Argo Floats
The Argo Floats are autonomous free-drifting profiling floats that descend to a target depth, drift for a predefined time period, and then descend again to a target profile depth to start the physical and biogeochemical parameters’ profile. During the last decades the Argo network has become an integral and necessary component towards ocean monitoring which is crucial for the science of climate dynamics and climate change. Today the global Argo Network (www.argo.net) consists of approximately 4,000 floats and has become the first-ever global, in-situ ocean-observing network in the history of oceanography.
Since the last decade, the expansion of the Argo floats in marginal seas has significantly enriched the oceanographic monitoring and produced enhanced datasets. Such evolution is the outcome of the combined activities of Euro-Argo Research Infrastructure (www.euro-argo.eu) and the National Argo initiatives. Since 2014, Greece has become a member of Euro-Argo ERIC and therefore fully aligned with the key objectives of the European infrastructure. In the time period 2010 - 2019 more than 28 floats have been deployed in the Eastern Mediterranean basin from the Greek-Argo infrastructure (www.greekargo.gr), that is part of the POSEIDON Operational Monitoring System, collecting a large number of temperature, salinity, and dissolved oxygen profiles.
The majority of floats are configured to drift at 350 m depth and then descend to a maximal profile depth of 1000 m at continuous 5-days cycles following the recommendations of MedArgo (http://nettuno.ogs.trieste.it/sire/medargo). More specifically, the drifting depth is set near the depth of the LIW core, while the profile depth is set as a representative depth of the basin in which the bathymetry varies from shallow to deep sub-basins. The floats are in general configured to slightly ascend and carry on drifting in cases of grounding in order to achieve a continuous drift and a better representation of water movement even in shallow areas. The vertical resolution in the mission parameters configuration is set so as the floats would operate a vertical 2 m sampling from the surface to 100 m and a 10 m sampling for the layer between 100 and 1000 m. In that way, a higher frequency sampling is achieved in the upper part of the water column allowing a more detailed recording of the thermocline variability and the MLD. Finally, the 5-days cycle length allows robust and useful estimates of currents at the parking depth, as longer cycles are not able to represent the circulation in the vicinity of the intricate coastlines of sub-basins such as the Aegean Sea.

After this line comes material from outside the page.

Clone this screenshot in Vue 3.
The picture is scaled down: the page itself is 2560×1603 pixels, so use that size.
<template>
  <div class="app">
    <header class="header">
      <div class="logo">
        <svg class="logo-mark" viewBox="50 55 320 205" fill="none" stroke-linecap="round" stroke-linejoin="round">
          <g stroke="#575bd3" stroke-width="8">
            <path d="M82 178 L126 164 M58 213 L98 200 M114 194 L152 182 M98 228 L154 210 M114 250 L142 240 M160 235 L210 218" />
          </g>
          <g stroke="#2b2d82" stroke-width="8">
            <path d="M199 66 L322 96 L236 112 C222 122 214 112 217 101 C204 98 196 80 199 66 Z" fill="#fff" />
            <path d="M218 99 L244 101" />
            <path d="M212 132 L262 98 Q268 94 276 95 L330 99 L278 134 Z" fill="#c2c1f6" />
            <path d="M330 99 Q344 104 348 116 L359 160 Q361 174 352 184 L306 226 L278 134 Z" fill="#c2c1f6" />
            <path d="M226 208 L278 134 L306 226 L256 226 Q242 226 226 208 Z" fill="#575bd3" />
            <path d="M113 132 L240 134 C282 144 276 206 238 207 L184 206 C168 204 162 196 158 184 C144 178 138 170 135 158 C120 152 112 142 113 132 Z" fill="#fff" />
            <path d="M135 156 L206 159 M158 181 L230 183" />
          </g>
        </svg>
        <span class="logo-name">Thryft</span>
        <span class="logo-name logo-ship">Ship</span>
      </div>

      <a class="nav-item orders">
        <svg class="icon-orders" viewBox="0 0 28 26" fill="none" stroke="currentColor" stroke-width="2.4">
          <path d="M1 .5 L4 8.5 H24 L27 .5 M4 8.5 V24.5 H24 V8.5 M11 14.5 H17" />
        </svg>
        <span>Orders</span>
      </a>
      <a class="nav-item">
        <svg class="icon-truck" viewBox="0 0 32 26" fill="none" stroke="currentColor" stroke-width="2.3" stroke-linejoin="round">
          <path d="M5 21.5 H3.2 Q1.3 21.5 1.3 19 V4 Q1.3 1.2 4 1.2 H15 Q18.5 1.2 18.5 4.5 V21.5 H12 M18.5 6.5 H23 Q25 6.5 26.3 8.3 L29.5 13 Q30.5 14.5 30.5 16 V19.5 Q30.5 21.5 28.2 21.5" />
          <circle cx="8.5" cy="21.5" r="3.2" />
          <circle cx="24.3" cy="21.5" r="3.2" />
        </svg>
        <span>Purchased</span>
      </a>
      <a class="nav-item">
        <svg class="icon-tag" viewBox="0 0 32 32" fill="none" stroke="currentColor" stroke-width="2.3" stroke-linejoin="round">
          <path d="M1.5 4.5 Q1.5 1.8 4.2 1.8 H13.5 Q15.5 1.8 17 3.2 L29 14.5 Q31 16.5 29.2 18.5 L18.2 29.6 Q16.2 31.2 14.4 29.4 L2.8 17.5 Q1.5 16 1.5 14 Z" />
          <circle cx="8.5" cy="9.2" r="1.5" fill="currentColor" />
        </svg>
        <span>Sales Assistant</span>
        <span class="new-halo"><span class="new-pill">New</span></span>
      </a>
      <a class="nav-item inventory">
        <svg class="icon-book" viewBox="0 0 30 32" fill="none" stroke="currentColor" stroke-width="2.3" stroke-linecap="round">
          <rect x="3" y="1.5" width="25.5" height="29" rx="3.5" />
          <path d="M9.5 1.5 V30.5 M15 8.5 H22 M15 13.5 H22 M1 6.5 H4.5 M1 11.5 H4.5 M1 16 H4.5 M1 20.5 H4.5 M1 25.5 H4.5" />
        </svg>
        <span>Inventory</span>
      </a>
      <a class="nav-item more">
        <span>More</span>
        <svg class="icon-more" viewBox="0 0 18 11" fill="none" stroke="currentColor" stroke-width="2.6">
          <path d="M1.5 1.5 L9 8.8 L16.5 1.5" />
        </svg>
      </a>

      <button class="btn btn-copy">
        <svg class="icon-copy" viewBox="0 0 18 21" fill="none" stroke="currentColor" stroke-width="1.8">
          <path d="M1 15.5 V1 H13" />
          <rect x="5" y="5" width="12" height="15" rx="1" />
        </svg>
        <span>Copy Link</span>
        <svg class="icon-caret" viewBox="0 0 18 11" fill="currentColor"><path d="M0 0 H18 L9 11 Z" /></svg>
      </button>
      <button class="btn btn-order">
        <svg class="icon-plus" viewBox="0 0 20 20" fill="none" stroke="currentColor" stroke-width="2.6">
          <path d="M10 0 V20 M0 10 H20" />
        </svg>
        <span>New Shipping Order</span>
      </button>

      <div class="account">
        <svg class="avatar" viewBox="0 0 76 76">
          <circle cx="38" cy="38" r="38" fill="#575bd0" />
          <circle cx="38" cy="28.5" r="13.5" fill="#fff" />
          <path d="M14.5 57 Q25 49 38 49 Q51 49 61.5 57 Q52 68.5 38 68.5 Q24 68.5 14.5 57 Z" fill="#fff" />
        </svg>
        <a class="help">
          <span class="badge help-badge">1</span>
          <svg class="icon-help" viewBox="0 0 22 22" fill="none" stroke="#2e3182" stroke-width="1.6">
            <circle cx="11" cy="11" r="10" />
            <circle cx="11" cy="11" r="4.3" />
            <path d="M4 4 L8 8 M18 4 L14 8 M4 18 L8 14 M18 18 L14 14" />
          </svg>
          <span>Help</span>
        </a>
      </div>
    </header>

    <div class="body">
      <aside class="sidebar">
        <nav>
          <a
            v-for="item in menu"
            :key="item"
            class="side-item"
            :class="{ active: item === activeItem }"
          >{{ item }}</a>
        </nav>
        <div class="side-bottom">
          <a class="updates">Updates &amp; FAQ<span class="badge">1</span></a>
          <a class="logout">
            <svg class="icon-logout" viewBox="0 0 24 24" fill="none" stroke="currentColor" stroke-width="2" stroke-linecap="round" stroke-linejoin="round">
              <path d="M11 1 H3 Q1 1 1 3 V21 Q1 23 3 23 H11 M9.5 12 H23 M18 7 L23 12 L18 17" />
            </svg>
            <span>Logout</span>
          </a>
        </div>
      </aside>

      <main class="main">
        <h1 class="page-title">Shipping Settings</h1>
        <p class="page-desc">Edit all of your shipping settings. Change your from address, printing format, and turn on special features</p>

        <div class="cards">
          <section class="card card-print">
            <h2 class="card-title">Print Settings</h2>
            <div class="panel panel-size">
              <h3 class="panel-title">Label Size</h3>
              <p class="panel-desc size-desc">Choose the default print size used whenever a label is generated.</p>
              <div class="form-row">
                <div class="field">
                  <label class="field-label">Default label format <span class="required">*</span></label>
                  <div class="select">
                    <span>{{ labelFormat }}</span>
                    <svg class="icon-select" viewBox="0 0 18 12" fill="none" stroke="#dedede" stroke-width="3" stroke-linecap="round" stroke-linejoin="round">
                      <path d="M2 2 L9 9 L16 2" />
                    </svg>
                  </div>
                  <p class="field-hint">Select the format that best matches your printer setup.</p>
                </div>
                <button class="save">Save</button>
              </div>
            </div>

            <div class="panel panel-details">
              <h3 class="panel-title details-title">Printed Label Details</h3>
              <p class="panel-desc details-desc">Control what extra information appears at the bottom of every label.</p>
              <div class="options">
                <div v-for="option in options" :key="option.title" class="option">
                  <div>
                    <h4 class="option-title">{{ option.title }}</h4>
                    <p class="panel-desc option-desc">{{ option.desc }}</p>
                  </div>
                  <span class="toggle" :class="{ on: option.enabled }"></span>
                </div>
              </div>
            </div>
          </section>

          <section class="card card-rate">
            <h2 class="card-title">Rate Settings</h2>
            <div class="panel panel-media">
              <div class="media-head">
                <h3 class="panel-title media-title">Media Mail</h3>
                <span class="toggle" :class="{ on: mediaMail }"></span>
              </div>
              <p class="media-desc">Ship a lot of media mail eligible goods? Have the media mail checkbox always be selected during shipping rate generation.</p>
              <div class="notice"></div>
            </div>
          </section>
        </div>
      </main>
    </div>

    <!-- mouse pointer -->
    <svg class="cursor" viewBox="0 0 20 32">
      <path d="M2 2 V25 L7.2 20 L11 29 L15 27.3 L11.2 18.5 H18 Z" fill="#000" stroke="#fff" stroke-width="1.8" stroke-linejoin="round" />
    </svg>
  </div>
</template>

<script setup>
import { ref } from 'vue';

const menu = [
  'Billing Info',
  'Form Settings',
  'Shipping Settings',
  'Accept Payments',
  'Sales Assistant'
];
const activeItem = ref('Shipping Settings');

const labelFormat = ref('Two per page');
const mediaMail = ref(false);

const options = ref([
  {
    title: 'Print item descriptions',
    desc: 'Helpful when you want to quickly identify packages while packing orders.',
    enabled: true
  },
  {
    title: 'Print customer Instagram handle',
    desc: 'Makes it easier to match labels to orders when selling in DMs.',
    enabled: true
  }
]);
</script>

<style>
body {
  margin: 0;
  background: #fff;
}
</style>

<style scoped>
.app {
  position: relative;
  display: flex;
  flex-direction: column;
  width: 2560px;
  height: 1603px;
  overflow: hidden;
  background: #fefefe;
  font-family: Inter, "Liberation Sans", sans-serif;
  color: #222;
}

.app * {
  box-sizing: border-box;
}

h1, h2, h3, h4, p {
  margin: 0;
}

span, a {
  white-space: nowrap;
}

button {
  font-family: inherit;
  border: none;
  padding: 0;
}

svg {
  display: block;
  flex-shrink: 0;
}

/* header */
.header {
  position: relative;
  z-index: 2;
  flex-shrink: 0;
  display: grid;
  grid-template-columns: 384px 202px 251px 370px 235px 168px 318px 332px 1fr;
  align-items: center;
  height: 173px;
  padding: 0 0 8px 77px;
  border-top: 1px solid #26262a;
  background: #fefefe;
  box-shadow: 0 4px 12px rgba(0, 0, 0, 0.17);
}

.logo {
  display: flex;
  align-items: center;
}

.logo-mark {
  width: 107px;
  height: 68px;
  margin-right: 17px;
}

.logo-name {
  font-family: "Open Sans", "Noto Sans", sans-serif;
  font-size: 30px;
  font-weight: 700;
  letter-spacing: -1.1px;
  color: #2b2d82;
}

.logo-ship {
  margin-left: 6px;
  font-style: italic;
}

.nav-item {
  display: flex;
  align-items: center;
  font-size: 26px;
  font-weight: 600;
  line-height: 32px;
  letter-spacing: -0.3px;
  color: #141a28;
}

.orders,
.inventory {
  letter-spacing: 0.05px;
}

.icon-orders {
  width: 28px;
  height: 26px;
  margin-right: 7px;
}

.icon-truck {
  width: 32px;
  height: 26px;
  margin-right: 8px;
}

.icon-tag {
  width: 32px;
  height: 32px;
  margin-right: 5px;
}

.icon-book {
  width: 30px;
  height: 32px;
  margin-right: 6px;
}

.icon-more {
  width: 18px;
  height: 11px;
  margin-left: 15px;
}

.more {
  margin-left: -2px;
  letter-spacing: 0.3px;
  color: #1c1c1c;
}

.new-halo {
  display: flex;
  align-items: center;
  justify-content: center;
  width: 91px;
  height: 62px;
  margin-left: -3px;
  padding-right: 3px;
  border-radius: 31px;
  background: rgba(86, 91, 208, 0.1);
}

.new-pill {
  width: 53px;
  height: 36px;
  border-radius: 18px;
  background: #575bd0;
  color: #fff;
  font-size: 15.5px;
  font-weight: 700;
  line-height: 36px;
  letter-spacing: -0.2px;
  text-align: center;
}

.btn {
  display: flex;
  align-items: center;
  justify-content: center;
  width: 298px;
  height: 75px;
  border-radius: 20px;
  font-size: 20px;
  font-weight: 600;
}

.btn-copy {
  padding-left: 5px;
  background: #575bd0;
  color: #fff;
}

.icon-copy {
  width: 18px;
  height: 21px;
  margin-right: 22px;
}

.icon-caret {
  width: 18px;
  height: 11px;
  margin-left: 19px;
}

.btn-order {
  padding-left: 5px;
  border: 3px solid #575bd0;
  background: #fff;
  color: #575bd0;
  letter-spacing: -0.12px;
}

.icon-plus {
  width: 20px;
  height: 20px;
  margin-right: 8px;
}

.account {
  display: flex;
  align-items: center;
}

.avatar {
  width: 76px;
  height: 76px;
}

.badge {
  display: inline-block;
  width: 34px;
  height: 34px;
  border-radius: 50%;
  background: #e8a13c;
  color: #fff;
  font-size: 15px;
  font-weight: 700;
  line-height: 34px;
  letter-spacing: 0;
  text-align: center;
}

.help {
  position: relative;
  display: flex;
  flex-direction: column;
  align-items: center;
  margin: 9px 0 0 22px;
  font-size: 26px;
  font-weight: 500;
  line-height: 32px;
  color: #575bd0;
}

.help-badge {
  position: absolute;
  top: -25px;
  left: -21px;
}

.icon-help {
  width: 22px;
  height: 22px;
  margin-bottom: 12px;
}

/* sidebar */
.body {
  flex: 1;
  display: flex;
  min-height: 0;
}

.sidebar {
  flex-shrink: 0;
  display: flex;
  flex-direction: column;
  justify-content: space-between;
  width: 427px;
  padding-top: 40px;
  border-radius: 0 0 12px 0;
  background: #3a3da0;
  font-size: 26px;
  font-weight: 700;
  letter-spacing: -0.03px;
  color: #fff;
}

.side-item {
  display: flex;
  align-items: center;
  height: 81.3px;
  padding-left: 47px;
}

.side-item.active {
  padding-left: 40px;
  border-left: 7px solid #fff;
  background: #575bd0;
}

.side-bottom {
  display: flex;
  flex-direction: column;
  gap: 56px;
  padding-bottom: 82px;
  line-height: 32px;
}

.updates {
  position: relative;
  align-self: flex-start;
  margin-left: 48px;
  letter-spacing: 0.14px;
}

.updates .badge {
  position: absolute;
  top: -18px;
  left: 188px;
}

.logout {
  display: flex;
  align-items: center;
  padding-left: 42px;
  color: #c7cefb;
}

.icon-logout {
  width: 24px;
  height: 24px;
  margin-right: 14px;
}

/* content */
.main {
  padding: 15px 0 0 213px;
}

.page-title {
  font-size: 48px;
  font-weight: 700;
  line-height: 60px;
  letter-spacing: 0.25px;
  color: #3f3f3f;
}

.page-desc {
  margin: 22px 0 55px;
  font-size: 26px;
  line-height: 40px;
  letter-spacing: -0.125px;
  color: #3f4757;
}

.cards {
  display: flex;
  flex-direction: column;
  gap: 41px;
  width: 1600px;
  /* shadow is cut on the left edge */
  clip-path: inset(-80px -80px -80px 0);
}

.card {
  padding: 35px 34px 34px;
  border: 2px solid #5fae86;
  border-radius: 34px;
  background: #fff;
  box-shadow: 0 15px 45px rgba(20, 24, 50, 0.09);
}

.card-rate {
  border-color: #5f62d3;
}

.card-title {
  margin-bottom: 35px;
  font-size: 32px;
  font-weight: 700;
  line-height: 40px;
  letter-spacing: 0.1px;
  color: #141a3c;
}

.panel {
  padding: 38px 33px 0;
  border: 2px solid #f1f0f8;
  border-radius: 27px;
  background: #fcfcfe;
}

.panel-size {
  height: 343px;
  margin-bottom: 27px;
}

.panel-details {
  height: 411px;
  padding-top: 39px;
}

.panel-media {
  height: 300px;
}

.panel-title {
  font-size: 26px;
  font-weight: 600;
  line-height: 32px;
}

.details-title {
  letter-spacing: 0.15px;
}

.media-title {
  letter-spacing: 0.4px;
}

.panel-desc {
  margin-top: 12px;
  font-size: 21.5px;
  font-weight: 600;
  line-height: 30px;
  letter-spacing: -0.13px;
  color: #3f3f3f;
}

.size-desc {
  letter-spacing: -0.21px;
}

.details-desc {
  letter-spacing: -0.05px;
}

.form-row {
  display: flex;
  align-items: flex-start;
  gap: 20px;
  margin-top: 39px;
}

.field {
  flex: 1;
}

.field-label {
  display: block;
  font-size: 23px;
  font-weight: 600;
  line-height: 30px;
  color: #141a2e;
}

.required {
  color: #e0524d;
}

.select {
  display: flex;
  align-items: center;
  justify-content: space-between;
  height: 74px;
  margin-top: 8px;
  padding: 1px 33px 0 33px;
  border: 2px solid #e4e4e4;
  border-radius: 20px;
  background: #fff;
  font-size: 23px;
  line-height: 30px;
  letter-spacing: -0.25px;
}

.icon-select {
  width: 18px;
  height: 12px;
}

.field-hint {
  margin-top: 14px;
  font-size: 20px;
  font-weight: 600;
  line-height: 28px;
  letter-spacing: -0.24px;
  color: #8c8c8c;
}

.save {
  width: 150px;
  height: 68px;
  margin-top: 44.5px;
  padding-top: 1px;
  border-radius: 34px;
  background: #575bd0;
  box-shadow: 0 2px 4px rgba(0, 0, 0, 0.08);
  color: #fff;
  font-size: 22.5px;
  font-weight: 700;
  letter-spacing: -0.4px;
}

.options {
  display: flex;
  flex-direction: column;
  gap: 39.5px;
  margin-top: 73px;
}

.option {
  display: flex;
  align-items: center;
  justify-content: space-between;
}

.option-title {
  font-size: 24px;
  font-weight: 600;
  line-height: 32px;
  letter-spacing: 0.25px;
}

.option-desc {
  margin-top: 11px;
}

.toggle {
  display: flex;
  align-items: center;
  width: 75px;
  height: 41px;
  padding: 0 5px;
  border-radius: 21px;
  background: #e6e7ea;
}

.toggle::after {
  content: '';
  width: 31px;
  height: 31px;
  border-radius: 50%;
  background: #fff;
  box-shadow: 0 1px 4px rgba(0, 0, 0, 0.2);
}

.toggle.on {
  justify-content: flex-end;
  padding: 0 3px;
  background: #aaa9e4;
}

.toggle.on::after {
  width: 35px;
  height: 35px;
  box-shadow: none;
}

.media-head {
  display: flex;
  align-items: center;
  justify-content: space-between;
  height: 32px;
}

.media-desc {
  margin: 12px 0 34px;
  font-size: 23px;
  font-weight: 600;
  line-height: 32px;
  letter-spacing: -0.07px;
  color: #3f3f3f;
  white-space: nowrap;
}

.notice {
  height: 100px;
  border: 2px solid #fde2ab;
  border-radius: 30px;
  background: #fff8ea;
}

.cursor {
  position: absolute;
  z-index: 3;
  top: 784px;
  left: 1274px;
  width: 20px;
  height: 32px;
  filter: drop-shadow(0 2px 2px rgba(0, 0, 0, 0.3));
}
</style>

Being an important monitoring component of the POSEIDON network, the Greek Argo activities are coordinated by the Institute of Oceanography of the Hellenic Centre for Marine Research (HCMR), being also a part of the Hellenic Integrated Marine and Inland Water Observing, Forecasting and Offshore Technology System (HIMIOFOTS). More than 2500 profiles have been so far acquired in sub-basins of the Aegean, Ionian, Libyan, and Levantine Seas that were previously under-sampled. Along with the float deployments, the POSEIDON team has been exploiting Argo data for operational forecasting as well as for research studies and applications. Furthermore, the Greek Argo team participates in Argo related research projects, contributes to the European strategy of oceanographic monitoring, provides deployment opportunities and synergies with other RIs, and promotes operational oceanographic activities through educational, outreach and communication initiatives at national level.